Alex Ross reports that some insipid CBS human-interest poll showed that America wants to hear about a modern composer. Balderdash. At best.
The 1991 video of Harry Kupfer's production of Das Rheingold is finally out on DVD. It was recorded at Bayreuth, though not as part of the Festspiele, if I recall correctly, and Daniel Barenboim conducts. The cast is adequate, with two real stand-outs, John Tomlinson's Wotan and Graham Clark's Loge.
Gramophone loves Simon Rattle. I think Rattle is the new Von Karajan: better at P.R. than conducting, but prone to a few good moments. Therefore, I haven't bothered to listen to his new-ish Mahler 8, preferring Kent Nagano's really swell performance. Of course, Solti is emperor of the realm with this score. His drive and theatricality finally are a plus, not a detriment. In any event, I don't care what the critics say (except David Hurwitz, who generally favors my taste in Mahler), this Nagano set is probably the best of the decade.

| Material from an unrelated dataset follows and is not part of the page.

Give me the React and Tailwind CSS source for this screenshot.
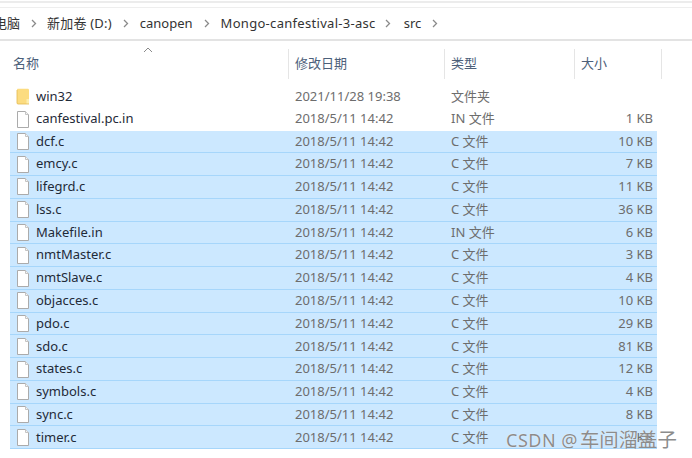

While I spend a lot of time on Wagner and Mahler, I have a very big soft spot in my musical heart for Bach's Goldberg Variations (BWV 988, if you keep score). Glenn Gould's second Columbia recording (1981, I think) has been my standard for as long as I have loved the piece. However, I just got a copy of the Sony "Glenn Gould Edition" of his 1959 Salzburg performance of the piece. This might be his best performance of the work. He isn't nearly as wild as he was in 1955, but he isn't as measured and stately as he would become in 1981. However, when he lets loose, there is still rather a lot of fire.
Gary Bertini died recently, largely unheralded by the classical music establishment. That's a shame, as the Israeli conductor left a monumental Mahler cycle to his memory. EMI, after years of fooling around with the release, has finally put his 1-9, 10th Adagio, and Das Lied von der Erde out in one set. Is this the best modern Mahler?